By Kit Sandeman, Local Democracy Reporter
Tram operators in Nottingham will receive £3.7 million from the Government to keep key services running.
The Department for Transport has agreed 12 weeks of funding for the tram system – £309,000 per week - enabling the routes to remain open for people travelling to hospitals, supermarkets or those who cannot work from home, including frontline NHS staff.
Operators in Nottingham – and across the country - have seen a sharp decline in passenger numbers and suffered significant losses in income as people follow Government guidance and stay at home.
The funding over a period of three months will be backdated from mid-March, and is designed to ensure the trams can run essential services while ensuring that current social distancing guidelines can be met.
Transport Secretary Grant Shapps said: “The best way to stop the spread of the virus and protect the NHS is to stay at home – but protecting key transport services is vital to ensure essential travel can take place.
“The Nottingham Tram has served as the spine of this city for 16 years.

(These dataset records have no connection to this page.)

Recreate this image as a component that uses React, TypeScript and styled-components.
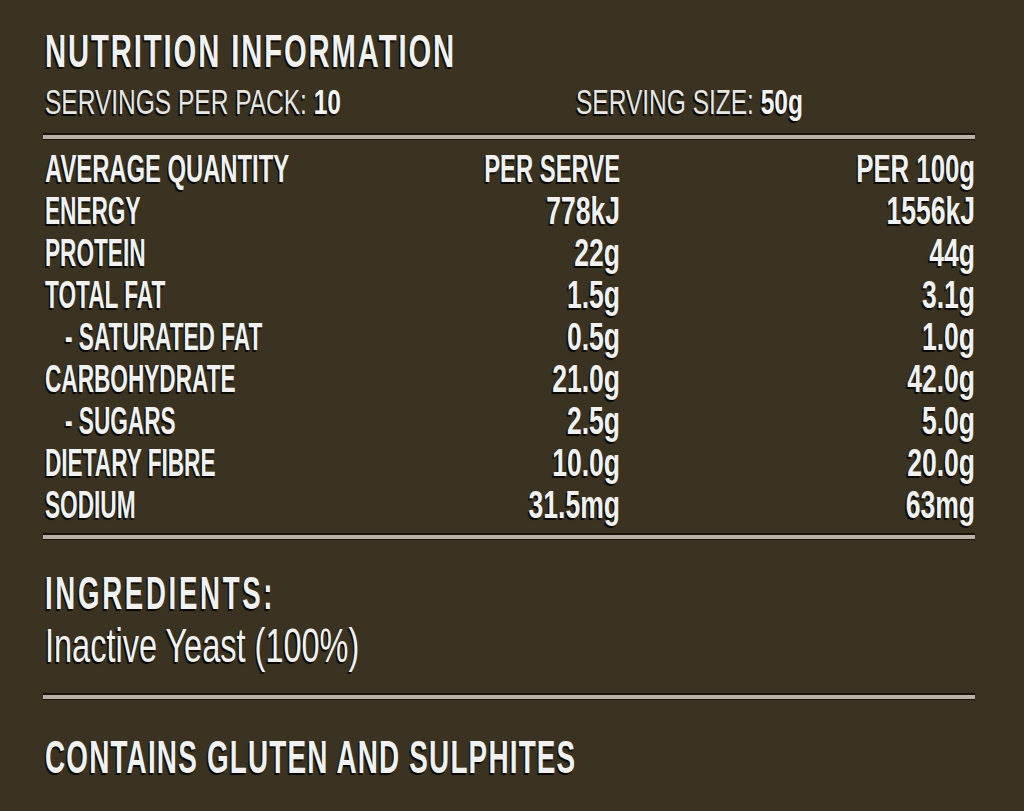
import React from "react";
import styled, { createGlobalStyle } from "styled-components";

const Global = createGlobalStyle`
  html, body { margin: 0; padding: 0; background: #3b3322; }
  body { font-family: "Liberation Sans", Arial, sans-serif; }
`;

const Panel = styled.div`
  width: 1024px;
  height: 811px;
  box-sizing: border-box;
  padding: 28px 49px 0 45px;
  background: #3b3322;
  color: #f1f1ef;
  overflow: hidden;
  display: flex;
  flex-direction: column;
`;

const shadow = `text-shadow: -2px 2px 1px rgba(0,0,0,0.85);`;

const Heading = styled.h1<{ $sx: number; $ls: number; $mt?: number }>`
  margin: ${(p) => p.$mt ?? 0}px 0 0 0;
  font-size: 46px;
  line-height: 46px;
  font-weight: 700;
  letter-spacing: ${(p) => p.$ls}px;
  white-space: nowrap;
  transform: scaleX(${(p) => p.$sx});
  transform-origin: left center;
  ${shadow}
`;

const ServingsRow = styled.div`
  margin-top: 10px;
  display: grid;
  grid-template-columns: 531px 1fr;
  font-size: 35px;
  line-height: 35px;
  height: 35px;
  color: #e6e6e3;
`;

const ServingItem = styled.div`
  white-space: nowrap;
  transform: scaleX(0.7);
  transform-origin: left center;
  font-weight: 400;
  ${shadow}
  b {
    font-weight: 700;
    color: #f4f4f2;
  }
`;

const Divider = styled.div<{ $mt: number }>`
  margin: ${(p) => p.$mt}px 0 0 -2px;
  height: 4px;
  background: #b9b1a6;
  border-top: 2px solid #1a140b;
  border-bottom: 1px solid #1f180e;
  flex-shrink: 0;
`;

const Table = styled.div`
  margin-top: 8px;
  display: flex;
  flex-direction: column;
`;

const Row = styled.div`
  display: grid;
  grid-template-columns: 1fr 150px 355px;
  height: 42px;
  font-size: 39px;
  line-height: 42px;
  font-weight: 700;
`;

const Label = styled.div<{ $indent?: boolean; $sx?: number }>`
  margin-left: ${(p) => (p.$indent ? 20 : 0)}px;
  white-space: nowrap;
  transform: scaleX(${(p) => p.$sx ?? 0.58});
  transform-origin: left center;
  ${shadow}
`;

const Value = styled.div<{ $sx: number }>`
  display: flex;
  justify-content: flex-end;
  white-space: nowrap;
  transform: scaleX(${(p) => p.$sx});
  transform-origin: right center;
  ${shadow}
  span { flex-shrink: 0; }
`;

const Ingredient = styled.p`
  margin: 6px 0 0 0;
  font-size: 48px;
  line-height: 48px;
  font-weight: 400;
  white-space: nowrap;
  transform: scaleX(0.677);
  transform-origin: left center;
  ${shadow}
`;

type Item = { name: string; serve: string; per100: string; indent?: boolean };

const rows: Item[] = [
  { name: "ENERGY", serve: "778kJ", per100: "1556kJ" },
  { name: "PROTEIN", serve: "22g", per100: "44g" },
  { name: "TOTAL FAT", serve: "1.5g", per100: "3.1g" },
  { name: "- SATURATED FAT", serve: "0.5g", per100: "1.0g", indent: true },
  { name: "CARBOHYDRATE", serve: "21.0g", per100: "42.0g" },
  { name: "- SUGARS", serve: "2.5g", per100: "5.0g", indent: true },
  { name: "DIETARY FIBRE", serve: "10.0g", per100: "20.0g" },
  { name: "SODIUM", serve: "31.5mg", per100: "63mg" },
];

export default function App() {
  return (
    <>
      <Global />
      <Panel>
        <Heading $sx={0.635} $ls={3}>NUTRITION INFORMATION</Heading>
        <ServingsRow>
          <ServingItem>
            SERVINGS PER PACK: <b>10</b>
          </ServingItem>
          <ServingItem>
            SERVING SIZE: <b>50g</b>
          </ServingItem>
        </ServingsRow>
        <Divider $mt={14} />
        <Table>
          <Row>
            <Label $sx={0.61}>AVERAGE QUANTITY</Label>
            <Value $sx={0.61}><span>PER SERVE</span></Value>
            <Value $sx={0.66}><span>PER 100g</span></Value>
          </Row>
          {rows.map((r) => (
            <Row key={r.name}>
              <Label $indent={r.indent}>{r.name}</Label>
              <Value $sx={0.68}><span>{r.serve}</span></Value>
              <Value $sx={0.68}><span>{r.per100}</span></Value>
            </Row>
          ))}
        </Table>
        <Divider $mt={7} />
        <Heading $sx={0.6} $ls={4.5} $mt={30}>INGREDIENTS:</Heading>
        <Ingredient>Inactive Yeast (100%)</Ingredient>
        <Divider $mt={23} />
        <Heading $sx={0.605} $ls={2} $mt={34}>CONTAINS GLUTEN AND SULPHITES</Heading>
      </Panel>
    </>
  );
}
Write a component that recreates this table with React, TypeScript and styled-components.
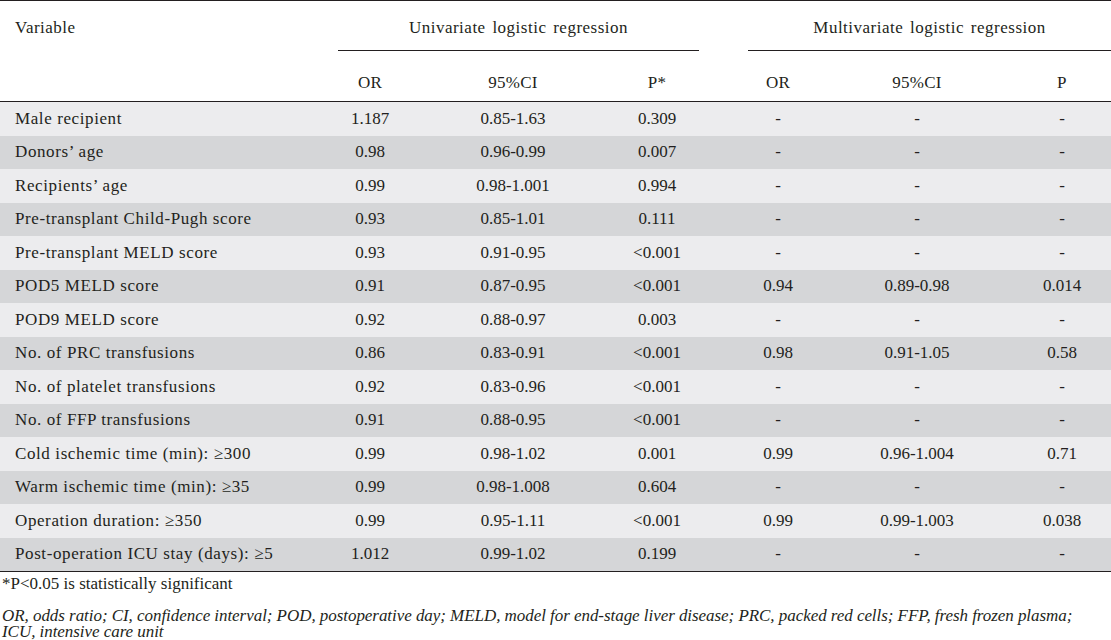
import React from 'react';
import styled, { createGlobalStyle } from 'styled-components';

const Global = createGlobalStyle`
  html, body { margin: 0; padding: 0; background: #ffffff; }
  body {
    font-family: "Liberation Serif", "Times New Roman", serif;
    color: #231f20;
  }
`;

const COLS = '338px 64px 222px 75px 49px 60px 218px 85px';
const INK = '#231f20';

const Page = styled.div`
  width: 1111px;
  display: flex;
  flex-direction: column;
`;

const Table = styled.div`
  width: 1111px;
  border-top: 1.5px solid ${INK};
  border-bottom: 1.5px solid ${INK};
  font-size: 17px;
`;

const HeadTop = styled.div`
  display: grid;
  grid-template-columns: 338px 361px 49px 363px;
  height: 50px;
`;

const HeadSub = styled.div`
  display: grid;
  grid-template-columns: ${COLS};
  height: 50px;
  border-bottom: 1.5px solid ${INK};
  align-items: center;
`;

const VarHead = styled.div`
  padding: 17px 0 0 15px;
  letter-spacing: 0.5px;
`;

const GroupHead = styled.div<{ $col: number }>`
  grid-column: ${(p) => p.$col};
  border-bottom: 1.5px solid ${INK};
  text-align: center;
  padding-top: 17px;
  word-spacing: 2px;
  letter-spacing: 0.5px;
`;

const Cell = styled.div<{ $pr?: number; $left?: boolean }>`
  text-align: ${(p) => (p.$left ? 'left' : 'center')};
  padding-left: ${(p) => (p.$left ? '15px' : '0')};
  padding-right: ${(p) => p.$pr ?? 0}px;
  white-space: nowrap;
`;

const SubCell = styled(Cell)`
  padding-top: 14px;
  letter-spacing: 0.3px;
`;

const Row = styled.div<{ $dark: boolean }>`
  display: grid;
  grid-template-columns: ${COLS};
  height: 33.5px;
  align-items: center;
  background: ${(p) => (p.$dark ? '#d5d6d8' : '#ececee')};
`;

const Label = styled(Cell)`
  letter-spacing: 0.6px;
`;

const Footnote = styled.div`
  font-size: 17px;
  padding: 2px 0 0 2px;
  line-height: 20px;
`;

const Notes = styled.div`
  font-size: 17px;
  font-style: italic;
  padding: 14px 0 0 2px;
  line-height: 16px;
  white-space: nowrap;
  letter-spacing: -0.05px;
`;

type R = [string, string, string, string, string, string, string];

const rows: R[] = [
  ['Male recipient', '1.187', '0.85-1.63', '0.309', '-', '-', '-'],
  ['Donors’ age', '0.98', '0.96-0.99', '0.007', '-', '-', '-'],
  ['Recipients’ age', '0.99', '0.98-1.001', '0.994', '-', '-', '-'],
  ['Pre-transplant Child-Pugh score', '0.93', '0.85-1.01', '0.111', '-', '-', '-'],
  ['Pre-transplant MELD score', '0.93', '0.91-0.95', '<0.001', '-', '-', '-'],
  ['POD5 MELD score', '0.91', '0.87-0.95', '<0.001', '0.94', '0.89-0.98', '0.014'],
  ['POD9 MELD score', '0.92', '0.88-0.97', '0.003', '-', '-', '-'],
  ['No. of PRC transfusions', '0.86', '0.83-0.91', '<0.001', '0.98', '0.91-1.05', '0.58'],
  ['No. of platelet transfusions', '0.92', '0.83-0.96', '<0.001', '-', '-', '-'],
  ['No. of FFP transfusions', '0.91', '0.88-0.95', '<0.001', '-', '-', '-'],
  ['Cold ischemic time (min): ≥300', '0.99', '0.98-1.02', '0.001', '0.99', '0.96-1.004', '0.71'],
  ['Warm ischemic time (min): ≥35', '0.99', '0.98-1.008', '0.604', '-', '-', '-'],
  ['Operation duration: ≥350', '0.99', '0.95-1.11', '<0.001', '0.99', '0.99-1.003', '0.038'],
  ['Post-operation ICU stay (days): ≥5', '1.012', '0.99-1.02', '0.199', '-', '-', '-'],
];

export default function App() {
  return (
    <Page>
      <Global />
      <Table>
        <HeadTop>
          <VarHead>Variable</VarHead>
          <GroupHead $col={2}>Univariate logistic regression</GroupHead>
          <GroupHead $col={4}>Multivariate logistic regression</GroupHead>
        </HeadTop>
        <HeadSub>
          <span />
          <SubCell>OR</SubCell>
          <SubCell>95%CI</SubCell>
          <SubCell $pr={9}>P*</SubCell>
          <span />
          <SubCell>OR</SubCell>
          <SubCell>95%CI</SubCell>
          <SubCell $pr={13}>P</SubCell>
        </HeadSub>
        {rows.map((r, i) => (
          <Row key={r[0]} $dark={i % 2 === 1}>
            <Label $left>{r[0]}</Label>
            <Cell>{r[1]}</Cell>
            <Cell>{r[2]}</Cell>
            <Cell $pr={9}>{r[3]}</Cell>
            <span />
            <Cell>{r[4]}</Cell>
            <Cell>{r[5]}</Cell>
            <Cell $pr={13}>{r[6]}</Cell>
          </Row>
        ))}
      </Table>
      <Footnote>*P&lt;0.05 is statistically significant</Footnote>
      <Notes>
        OR, odds ratio; CI, confidence interval; POD, postoperative day; MELD, model for end-stage liver disease; PRC, packed red cells; FFP, fresh frozen plasma;
        <br />
        ICU, intensive care unit
      </Notes>
    </Page>
  );
}
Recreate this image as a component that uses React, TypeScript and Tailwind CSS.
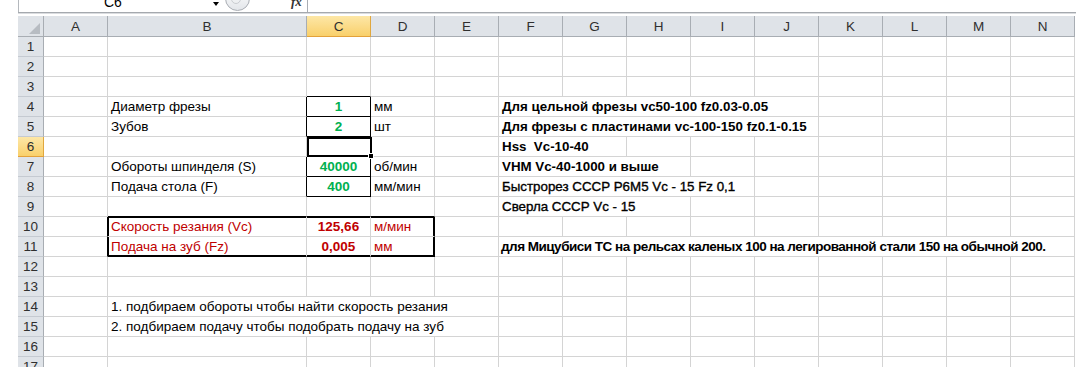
import React from "react";

type Kind = "label" | "labelRed" | "green" | "red" | "unit" | "unitRed" | "note" | "noteThin" | "noteCal";

interface CellData {
  text: string;
  kind: Kind;
  span?: number;
}

const COLS = [
  { k: "A", w: 64 },
  { k: "B", w: 199 },
  { k: "C", w: 64 },
  { k: "D", w: 64 },
  { k: "E", w: 64 },
  { k: "F", w: 64 },
  { k: "G", w: 64 },
  { k: "H", w: 64 },
  { k: "I", w: 64 },
  { k: "J", w: 64 },
  { k: "K", w: 64 },
  { k: "L", w: 64 },
  { k: "M", w: 64 },
  { k: "N", w: 64 },
];

const DATA: Record<number, Record<string, CellData>> = {
  4: {
    B: { text: "Диаметр фрезы", kind: "label" },
    C: { text: "1", kind: "green" },
    D: { text: "мм", kind: "unit" },
    F: { text: "Для цельной фрезы vc50-100 fz0.03-0.05", kind: "note", span: 5 },
  },
  5: {
    B: { text: "Зубов", kind: "label" },
    C: { text: "2", kind: "green" },
    D: { text: "шт", kind: "unit" },
    F: { text: "Для фрезы с пластинами vc-100-150 fz0.1-0.15", kind: "note", span: 5 },
  },
  6: {
    F: { text: "Hss  Vc-10-40", kind: "note", span: 2 },
  },
  7: {
    B: { text: "Обороты шпинделя (S)", kind: "label" },
    C: { text: "40000", kind: "green" },
    D: { text: "об/мин", kind: "unit" },
    F: { text: "VHM Vc-40-1000 и выше", kind: "note", span: 3 },
  },
  8: {
    B: { text: "Подача стола (F)", kind: "label" },
    C: { text: "400", kind: "green" },
    D: { text: "мм/мин", kind: "unit" },
    F: { text: "Быстрорез СССР P6M5 Vc - 15 Fz 0,1", kind: "noteThin", span: 4 },
  },
  9: {
    F: { text: "Сверла СССР Vc - 15", kind: "noteThin", span: 3 },
  },
  10: {
    B: { text: "Скорость резания (Vc)", kind: "labelRed" },
    C: { text: "125,66", kind: "red" },
    D: { text: "м/мин", kind: "unitRed" },
  },
  11: {
    B: { text: "Подача на зуб (Fz)", kind: "labelRed" },
    C: { text: "0,005", kind: "red" },
    D: { text: "мм", kind: "unitRed" },
    F: {
      text: "для Мицубиси ТС на рельсах каленых 100 на легированной стали 150 на обычной 200.",
      kind: "noteCal",
      span: 9,
    },
  },
  14: {
    B: { text: "1. подбираем обороты чтобы найти скорость резания", kind: "label", span: 4 },
  },
  15: {
    B: { text: "2. подбираем подачу чтобы подобрать подачу на зуб", kind: "label", span: 4 },
  },
};

const BLACK_RIGHT = ["B4", "B5", "B7", "B8", "C4", "C5", "C6", "C7", "C8", "A10", "A11", "D10", "D11"];
const BLACK_BOTTOM = ["C3", "C4", "C5", "C6", "C7", "C8", "B9", "C9", "D9", "B11", "C11", "D11"];

const SHADOWS: Record<string, string> = {
  B10: "shadow-[inset_1px_1px_0_#000]",
  C10: "shadow-[inset_0_1px_0_#000]",
  D10: "shadow-[inset_-1px_1px_0_#000]",
  B11: "shadow-[inset_1px_-1px_0_#000]",
  C11: "shadow-[inset_0_-1px_0_#000]",
  D11: "shadow-[inset_-1px_-1px_0_#000]",
};

const KIND_CLS: Record<Kind, string> = {
  label: "justify-start pl-[3px] text-[13.5px] text-black",
  labelRed: "justify-start pl-[3px] text-[13.5px] text-[#c00000]",
  green: "justify-center text-[13.5px] font-bold text-[#00b050]",
  red: "justify-center text-[13.5px] font-bold text-[#c00000]",
  unit: "justify-start pl-[3px] text-[13.5px] text-black",
  unitRed: "justify-start pl-[3px] text-[13.5px] text-[#c00000]",
  note: "justify-start pl-[3px] text-[13.33px] font-bold text-black",
  noteThin: "justify-start pl-[3px] text-[13.33px] text-black [-webkit-text-stroke:0.35px_#000]",
  noteCal: "justify-start pl-[2px] text-[13.5px] font-bold tracking-[-0.5px] text-black",
};

function FormulaBar() {
  return (
    <div className="h-[16px] pl-[18px]">
      <div className="flex h-[12px] overflow-hidden border-l border-[#b4b8bd]">
        <div className="relative w-[190px] shrink-0">
          <span className="absolute left-[85px] top-[-6px] text-[14px] leading-[16px] text-black">C6</span>
        </div>
        <div className="flex w-[14px] shrink-0 justify-center pt-[2px]">
          <div className="h-0 w-0 border-x-[3.5px] border-t-[4px] border-x-transparent border-t-black" />
        </div>
        <div className="relative w-[84px] shrink-0">
          <div className="absolute left-[2px] top-[-14px] h-[25px] w-[25px] rounded-full border border-[#a9adb3] bg-gradient-to-b from-[#ffffff] to-[#e3e6ea]" />
          <div className="absolute left-[8px] top-[-8px] h-[12px] w-[10px] rounded-full border border-[#c9ccd0] bg-[#eef0f2]" />
          <span className="absolute left-[68px] top-[-5px] font-['Liberation_Serif'] text-[13px] font-bold italic leading-[14px] text-[#333]">
            fx
          </span>
        </div>
        <div className="w-px shrink-0 bg-[#a9adb3]" />
        <div className="flex-1" />
      </div>
      <div className="h-px bg-[#a5a9ae]" />
      <div className="h-px bg-[#dadcdf]" />
    </div>
  );
}

function ColumnHeader() {
  return (
    <div className="flex h-[21px]">
      <div className="flex h-[21px] w-[26px] shrink-0 items-end justify-end border-r border-b border-[#a8adb3] bg-[#dfe3e8] pr-[3px] pb-[2px]">
        <svg width="11" height="11" viewBox="0 0 11 11">
          <polygon points="11,0 11,11 0,11" fill="#b7bcc2" />
        </svg>
      </div>
      {COLS.map((c) =>
        c.k === "C" ? (
          <div
            key={c.k}
            style={{ width: c.w }}
            className="flex h-[21px] shrink-0 items-end justify-center border-r border-b border-r-[#e0a73e] border-b-[#e3a13a] bg-gradient-to-b from-[#fde7a6] to-[#f9d06a] pb-[1px] text-[13.5px] leading-[16px] text-[#2f2f2f]"
          >
            {c.k}
          </div>
        ) : (
          <div
            key={c.k}
            style={{ width: c.w }}
            className="flex h-[21px] shrink-0 items-end justify-center border-r border-b border-[#a8adb3] bg-[#dfe3e8] pb-[1px] text-[13.5px] leading-[16px] text-[#2f2f2f]"
          >
            {c.k}
          </div>
        )
      )}
    </div>
  );
}

function Cell({ col, row, width, cell }: { col: string; row: number; width: number; cell?: CellData }) {
  const id = col + row;
  const right = BLACK_RIGHT.includes(id) ? "border-r-black" : "border-r-[#d4d4d4]";
  const bottom = BLACK_BOTTOM.includes(id) ? "border-b-black" : "border-b-[#d4d4d4]";
  const shadow = SHADOWS[id] ?? "";
  const selected = id === "C6";
  return (
    <div
      style={{ width }}
      className={`relative flex h-[20px] shrink-0 items-end whitespace-pre border-r border-b pb-[1px] leading-[16px] ${right} ${bottom} ${shadow} ${
        cell ? KIND_CLS[cell.kind] : ""
      }`}
    >
      {cell?.text}
      {selected && (
        <>
          <div className="absolute left-0 top-0 z-10 h-[20px] w-[65px] border-2 border-black" />
          <div className="absolute left-[61px] top-[16px] z-20 h-[6px] w-[6px] border border-white bg-black" />
        </>
      )}
    </div>
  );
}

function Row({ row }: { row: number }) {
  const rowData = DATA[row] ?? {};
  const cells: React.ReactNode[] = [];
  for (let i = 0; i < COLS.length; i++) {
    const c = COLS[i];
    const cell = rowData[c.k];
    const span = cell?.span ?? 1;
    let width = 0;
    for (let j = i; j < i + span && j < COLS.length; j++) width += COLS[j].w;
    const lastCol = COLS[Math.min(i + span, COLS.length) - 1].k;
    cells.push(<Cell key={c.k} col={span > 1 ? lastCol : c.k} row={row} width={width} cell={cell} />);
    i += span - 1;
  }
  const hl = row === 6;
  return (
    <div className="flex h-[20px]">
      {hl ? (
        <div className="flex h-[20px] w-[26px] shrink-0 items-end justify-center border-r border-b border-r-[#e0a73e] border-b-[#e3a13a] bg-gradient-to-b from-[#fde7a6] to-[#f9d06a] pb-[1px] text-[13.5px] leading-[16px] text-[#2f2f2f]">
          {row}
        </div>
      ) : (
        <div className="flex h-[20px] w-[26px] shrink-0 items-end justify-center border-r border-b border-r-[#a8adb3] border-b-[#c5cad1] bg-[#dfe3e8] pb-[1px] text-[13.5px] leading-[16px] text-[#2f2f2f]">
          {row}
        </div>
      )}
      {cells}
    </div>
  );
}

export default function App() {
  const rows = Array.from({ length: 17 }, (_, i) => i + 1);
  return (
    <div className="h-[367px] w-[1076px] overflow-hidden bg-white font-['Liberation_Sans',Arial,sans-serif]">
      <FormulaBar />
      <div className="pl-[18px]">
        <ColumnHeader />
        {rows.map((r) => (
          <Row key={r} row={r} />
        ))}
      </div>
    </div>
  );
}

It plays a crucial role in getting NHS staff and emergency services to work - and it is only right that we offer operators support during this time of national crisis.
“This package of support will help ensure tram services continue to operate at this difficult time.”
Baroness Vere, a Parliamentary Under Secretary of State at the Department for Transport, said in a statement: “For most of us, the past few weeks have proven to be hugely challenging as we all play our part in stopping the spread of Covid-19. But while the streets and roads are quieter – as most of us rightly stay home to stop the spread of this virus – there are still people across Nottingham who need to travel to frontline jobs or to access essential supplies.
“Many of those workers rely on public transport services, as do the elderly and people with disabilities, who may use the bus, train or tram to get to the shops to pick up food and medicines.
“The Nottingham Express Transit (NET), more commonly known as the Nottingham Tram, has served as the spine of this city for 16 years. From Chilwell and Clifton to Hucknall the iconic green carriages link more than 20 million passengers to where they need to be every year and will continue to do so long into the future.
“But with passenger numbers plummeting as most people – rightly – follow the advice to stay at home, light rail systems like the NET have understandably been under financial pressure across the country. That’s why we’re announcing today that we have made up to £30 million available to keep England’s trams running, with £3.7 million going to Tramlink Nottingham.
“This funding, for a period of 12 weeks backdated to mid-March, will mean operators can run essential journeys while ensuring that current social distancing guidelines can be met.
“This follows almost £397 million recently announced to support England’s bus industry. That includes up to £14 million a week over 12 weeks to ensure that essential services across the whole of England can continue to operate.
“These are challenging times, and it is essential that we support our transport industry while they work to support each of us. Nottingham’s tram network will continue connecting the heart of the city to the suburbs, and is part of our nation-wide effort to carry this country through to the day when we can finally get back to normal.
“Our commitment to supporting the Nottingham tram is clear, having already invested £371 million to more than double the size of the network.
“Finally, I want to make clear my unwavering gratitude to the transport heroes who are working tirelessly on the frontline to support other critical workers and ensure our city keeps moving. From the bus, train and tram drivers, to signallers, engineers, ticket officers and station staff – we thank you”.
Broxtowe MP Darren Henry said: “I welcome this package of support from the Government for the local tram network. Importantly, many key workers travel on the tram from Broxtowe to work in places such as the Queen’s Medical Centre. So this is keeping public transport available for those providing our community with the greatest service of all.”
The funding is part of a wider package of support for light rail systems in England announced by the Transport Secretary today (Saturday, May 2) worth almost £30 million, which will see critical routes in the West Midlands, Tyne and Wear, Manchester and Sheffield continue to run.
It comes as the Government recently announced a funding boost of up to £397 million for vital bus services with new funding of up to £167 million to be paid over 12 weeks under the new COVID-19 Bus Services Support Grant.
Last month, the Government took emergency measures to support rail services as operators face significant drops in their income.
The Department for Transport temporarily suspended normal franchise agreements on the rail network and transferred all revenue and cost risk to the government for a limited period.
It is also offering free refunds to anyone holding an advance ticket to ensure passengers are not out of pocket.